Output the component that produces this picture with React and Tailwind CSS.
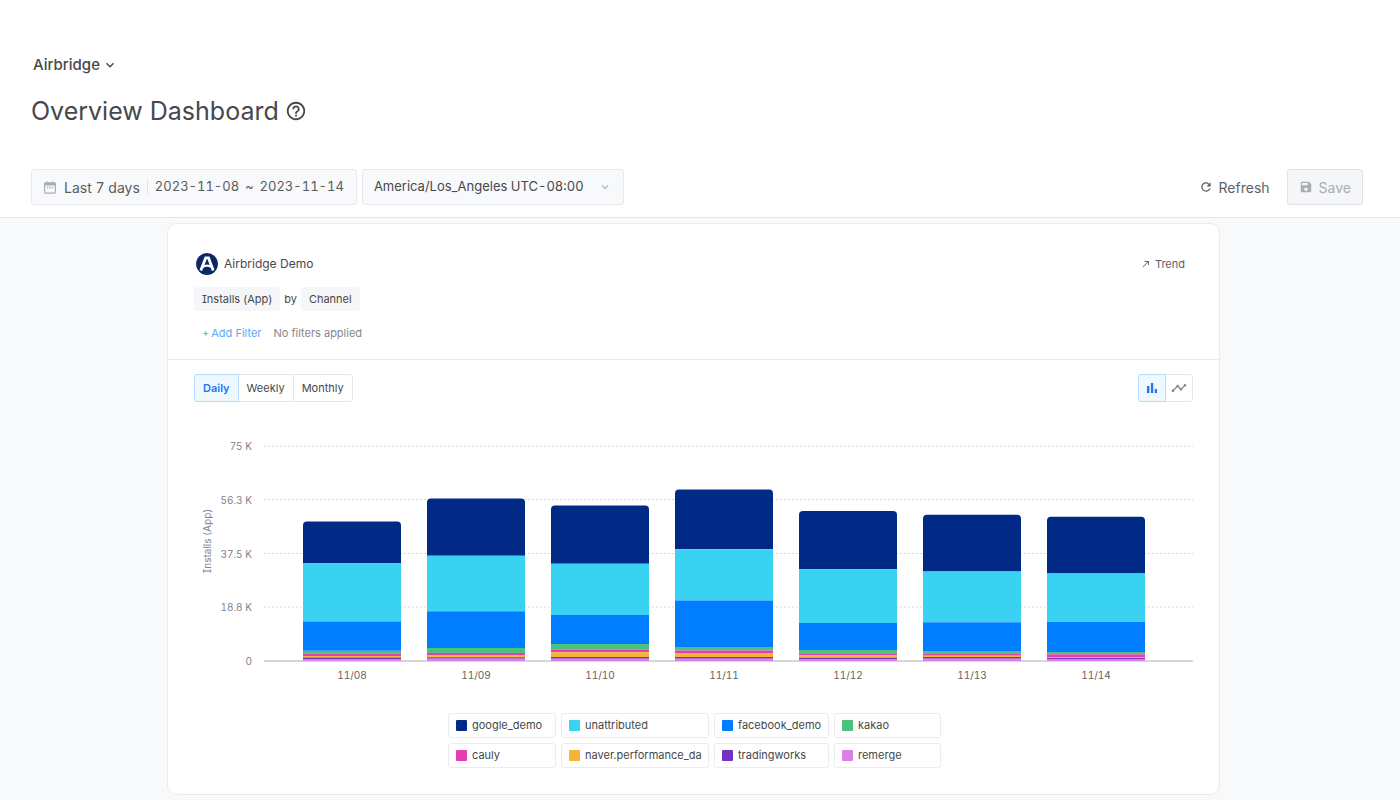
import React, { useState } from "react";
import {
  MdCallMade,
  MdHelpOutline,
  MdKeyboardArrowDown,
  MdRefresh,
  MdSave,
  MdTimeline,
} from "react-icons/md";

const CHANNELS = [
  { name: "google_demo", color: "#002a86" },
  { name: "unattributed", color: "#39d2f2" },
  { name: "facebook_demo", color: "#007eff" },
  { name: "kakao", color: "#4bc27d" },
  { name: "cauly", color: "#e63eb0" },
  { name: "naver.performance_da", color: "#f7b337" },
  { name: "tradingworks", color: "#7232c4" },
  { name: "remerge", color: "#dd80e3" },
];

// Cumulative tops of every stacked series, in plot units above the baseline.
const DAYS = [
  { label: "11/08", tops: [139.5, 98, 39.5, 10.2, 7.2, 5, 3.5, 2] },
  { label: "11/09", tops: [162.5, 105.2, 49.7, 13, 8, 6, 3.7, 2.3] },
  { label: "11/10", tops: [155.5, 97.2, 46, 17, 11.3, 8.7, 4, 2.3] },
  { label: "11/11", tops: [171.5, 111.7, 60.5, 14, 10.5, 8, 4, 2.3] },
  { label: "11/12", tops: [150, 91.7, 38, 11, 7.7, 5.5, 3.3, 2] },
  { label: "11/13", tops: [146.3, 89.5, 38.7, 10, 7.7, 5.3, 4, 2.3] },
  { label: "11/14", tops: [144.3, 87.5, 39.2, 9, 6.7, 4, 3, 2] },
];

const TICKS = [
  { label: "75 K", y: 16 },
  { label: "56.3 K", y: 69.5 },
  { label: "37.5 K", y: 123.5 },
  { label: "18.8 K", y: 177 },
];

const BASE = 231;

function CalendarIcon() {
  return (
    <svg width="12" height="13" viewBox="0 0 12 13" className="shrink-0" aria-hidden="true">
      <path d="M3 0.5v2M9 0.5v2" stroke="#a9adb5" strokeWidth="1.4" />
      <rect x="0.6" y="1.9" width="10.8" height="10.2" rx="1" fill="none" stroke="#a9adb5" strokeWidth="1.2" />
      <path d="M0.6 1.9h10.8v2.6H0.6z" fill="#a9adb5" />
      <path d="M3 6.5h1.3M5.4 6.5h1.3M7.8 6.5h1.3" stroke="#a9adb5" strokeWidth="1.3" />
    </svg>
  );
}

function BarsIcon() {
  return (
    <svg width="16" height="16" viewBox="0 0 16 16" className="mx-[5px]" fill="currentColor" aria-hidden="true">
      <path d="M3 6h2.4v7H3zM6.9 3h2.3v10H6.9zM10.7 9h2.3v4h-2.3z" />
    </svg>
  );
}

function AirbridgeLogo() {
  return (
    <svg width="22" height="22" viewBox="0 0 22 22" className="shrink-0" aria-hidden="true">
      <circle cx="11" cy="11" r="10.9" fill="#0b2764" />
      <path d="M4.8 17.6 9.7 4.9H12.5L17.2 17.6" fill="none" stroke="#fff" strokeWidth="2.8" />
      <path d="M6.4 14.2C9 12.4 13 12.4 15.8 14.2" fill="none" stroke="#fff" strokeWidth="2.2" />
    </svg>
  );
}

function StackedBar({ x, tops }) {
  const top = BASE - tops[0];
  const firstBottom = BASE - tops[1];
  return (
    <g>
      <path
        d={`M${x} ${firstBottom}V${top + 4}a4 4 0 0 1 4 -4h90a4 4 0 0 1 4 4V${firstBottom}z`}
        fill={CHANNELS[0].color}
      />
      {tops.slice(1).map((value, i) => {
        const next = tops[i + 2] ?? 0;
        return (
          <rect
            key={CHANNELS[i + 1].name}
            x={x}
            y={BASE - value}
            width="98"
            height={value - next}
            fill={CHANNELS[i + 1].color}
          />
        );
      })}
    </g>
  );
}

function InstallsChart() {
  return (
    <svg
      viewBox="0 0 999 260"
      className="block w-full text-[10px] [font-feature-settings:'tnum','cv08']"
      role="img"
      aria-label="Installs (App) by Channel"
    >
      {TICKS.map((t) => (
        <g key={t.label}>
          <line x1="70" x2="999" y1={t.y} y2={t.y} stroke="#d6d7da" strokeDasharray="2 2" />
          <text x="58" y={t.y + 4} textAnchor="end" fill="#808388">
            {t.label}
          </text>
        </g>
      ))}
      <text x="58" y={BASE + 4} textAnchor="end" fill="#808388">
        0
      </text>
      <text transform="translate(17 111) rotate(-90)" textAnchor="middle" fill="#808388">
        Installs (App)
      </text>
      <line x1="70" x2="999" y1={BASE} y2={BASE} stroke="#c9cace" strokeWidth="1.4" />
      {DAYS.map((d, i) => (
        <g key={d.label}>
          <StackedBar x={109 + i * 124} tops={d.tops} />
          <text x={158 + i * 124} y="249" textAnchor="middle" fill="#5f6165">
            {d.label}
          </text>
        </g>
      ))}
    </svg>
  );
}

function Segment({ active, first, last, children, ...rest }) {
  const tone = active
    ? "z-10 border-[#b5dcff] bg-[#edf9ff] text-[#2474f5]"
    : "border-[#e6e7eb] bg-white text-[#46484c]";
  return (
    <button
      type="button"
      aria-pressed={active}
      className={`-mr-px flex h-7 items-center justify-center border ${tone} ${first ? "rounded-l-[3px]" : ""} ${last ? "rounded-r-[3px]" : ""}`}
      {...rest}
    >
      {children}
    </button>
  );
}

export default function App() {
  const [period, setPeriod] = useState("Daily");
  const [chart, setChart] = useState("bar");
  const periods = ["Daily", "Weekly", "Monthly"];

  return (
    <div className="flex min-h-screen flex-col bg-[#f8f9fb] font-['Inter',sans-serif] text-[#46484c] [font-feature-settings:'cv08']">
      <header className="border-b border-[#e4e5ea] bg-white pt-[54px] pr-[37px] pb-3 pl-[31px]">
        <button type="button" className="ml-0.5 flex h-[22px] items-center gap-0.5 text-[15px] font-medium">
          Airbridge
          <MdKeyboardArrowDown className="size-4" />
        </button>
        <div className="mt-[17px] flex h-9 items-center gap-1.5">
          <h1 className="text-[25px] leading-9">Overview Dashboard</h1>
          <MdHelpOutline className="size-[22px]" />
        </div>
        <div className="mt-10 flex items-center justify-between">
          <div className="flex gap-[5px]">
            <button
              type="button"
              className="flex h-9 items-center rounded-[3px] border border-[#e7e8ec] bg-[#f8f9fb] px-3 text-[13px] whitespace-nowrap text-[#5a5c60] [font-feature-settings:'tnum','cv08']"
            >
              <CalendarIcon />
              <span className="ml-2 text-[14px]">Last 7 days</span>
              <span className="mx-[7px] h-3.5 w-px bg-[#e1e2e6]" />
              <span>2023-11-08</span>
              <span className="mx-1.5">~</span>
              <span>2023-11-14</span>
            </button>
            <div className="relative">
              <select
                aria-label="Timezone"
                className="h-9 w-[262px] appearance-none rounded-[3px] border border-[#e7e8ec] bg-[#f8f9fb] pr-7 pl-[11px] text-[13px] text-[#46484c] [font-feature-settings:'tnum','cv08']"
              >
                <option>America/Los_Angeles UTC-08:00</option>
              </select>
              <MdKeyboardArrowDown className="pointer-events-none absolute top-[11px] right-3 size-3.5 text-[#a9adb5]" />
            </div>
          </div>
          <div className="flex items-center gap-[17px] text-[14px]">
            <button type="button" className="flex items-center gap-1.5 text-[#5f6165]">
              <MdRefresh className="size-3.5" />
              Refresh
            </button>
            <button
              type="button"
              disabled
              className="flex h-9 items-center gap-1.5 rounded-[3px] border border-[#e2e3e7] bg-[#f5f6f8] px-[11px] text-[#a9adb5]"
            >
              <MdSave className="size-3.5" />
              Save
            </button>
          </div>
        </div>
      </header>

      <main className="flex flex-1 justify-center pt-[5px] pr-[13px] pb-[5px]">
        <section className="w-full max-w-[1053px] rounded-[10px] border border-[#e9ebef] bg-white text-[11px]">
          <div className="border-b border-[#e9ebef] px-[26px] pt-[29px] pb-4">
            <div className="flex items-center justify-between pr-2 pl-0.5">
              <div className="flex items-center gap-1.5">
                <AirbridgeLogo />
                <h2 className="text-[12px]">Airbridge Demo</h2>
              </div>
              <a href="#trend" className="flex items-center gap-1 text-[#5f6165]">
                <MdCallMade className="size-2.5" />
                Trend
              </a>
            </div>
            <div className="mt-3 flex items-center gap-1">
              <button type="button" className="h-6 rounded-[3px] bg-[#f5f6f8] px-2">
                Installs (App)
              </button>
              <span>by</span>
              <button type="button" className="h-6 rounded-[3px] bg-[#f5f6f8] px-2">
                Channel
              </button>
            </div>
            <div className="mt-3 flex h-5 items-center gap-3 pl-2">
              <button type="button" className="flex items-center gap-0.5 text-[#56aaf8]">
                <span>+</span>
                Add Filter
              </button>
              <span className="text-[#85878b]">No filters applied</span>
            </div>
          </div>

          <div className="px-[26px] pt-3.5 pb-[26px]">
            <div className="flex items-center justify-between">
              <div className="flex">
                {periods.map((p, i) => (
                  <Segment
                    key={p}
                    active={period === p}
                    first={i === 0}
                    last={i === periods.length - 1}
                    onClick={() => setPeriod(p)}
                  >
                    <span className={`px-2 ${period === p ? "font-semibold" : ""}`}>{p}</span>
                  </Segment>
                ))}
              </div>
              <div className="flex pr-px">
                <Segment active={chart === "bar"} first aria-label="Bar chart" onClick={() => setChart("bar")}>
                  <BarsIcon />
                </Segment>
                <Segment active={chart === "line"} last aria-label="Line chart" onClick={() => setChart("line")}>
                  <MdTimeline className="mx-[5px] size-4 text-[#85878b]" />
                </Segment>
              </div>
            </div>

            <div className="mt-7">
              <InstallsChart />
            </div>

            <ul className="mt-[23px] grid grid-cols-[108px_148px_115px_107px] justify-center gap-[5px] pl-0.5">
              {CHANNELS.map((channel) => (
                <li
                  key={channel.name}
                  className="flex h-[25px] items-center gap-[5px] rounded-[3px] border border-[#ebecf0] px-[7px] whitespace-nowrap"
                >
                  <svg width="11" height="11" viewBox="0 0 11 11" className="shrink-0" aria-hidden="true">
                    <rect width="11" height="11" rx="1" fill={channel.color} />
                  </svg>
                  {channel.name}
                </li>
              ))}
            </ul>
          </div>
        </section>
      </main>
    </div>
  );
}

- [Job] Repeat exactly and only the lines from the start of the data above through the line that holds "const BASE = 231;", inclusive. Pictures do not belong in the copy.

- [Exercise result]
Output the component that produces this picture with React and Tailwind CSS.
import React, { useState } from "react";
import {
  MdCallMade,
  MdHelpOutline,
  MdKeyboardArrowDown,
  MdRefresh,
  MdSave,
  MdTimeline,
} from "react-icons/md";

const CHANNELS = [
  { name: "google_demo", color: "#002a86" },
  { name: "unattributed", color: "#39d2f2" },
  { name: "facebook_demo", color: "#007eff" },
  { name: "kakao", color: "#4bc27d" },
  { name: "cauly", color: "#e63eb0" },
  { name: "naver.performance_da", color: "#f7b337" },
  { name: "tradingworks", color: "#7232c4" },
  { name: "remerge", color: "#dd80e3" },
];

// Cumulative tops of every stacked series, in plot units above the baseline.
const DAYS = [
  { label: "11/08", tops: [139.5, 98, 39.5, 10.2, 7.2, 5, 3.5, 2] },
  { label: "11/09", tops: [162.5, 105.2, 49.7, 13, 8, 6, 3.7, 2.3] },
  { label: "11/10", tops: [155.5, 97.2, 46, 17, 11.3, 8.7, 4, 2.3] },
  { label: "11/11", tops: [171.5, 111.7, 60.5, 14, 10.5, 8, 4, 2.3] },
  { label: "11/12", tops: [150, 91.7, 38, 11, 7.7, 5.5, 3.3, 2] },
  { label: "11/13", tops: [146.3, 89.5, 38.7, 10, 7.7, 5.3, 4, 2.3] },
  { label: "11/14", tops: [144.3, 87.5, 39.2, 9, 6.7, 4, 3, 2] },
];

const TICKS = [
  { label: "75 K", y: 16 },
  { label: "56.3 K", y: 69.5 },
  { label: "37.5 K", y: 123.5 },
  { label: "18.8 K", y: 177 },
];

const BASE = 231;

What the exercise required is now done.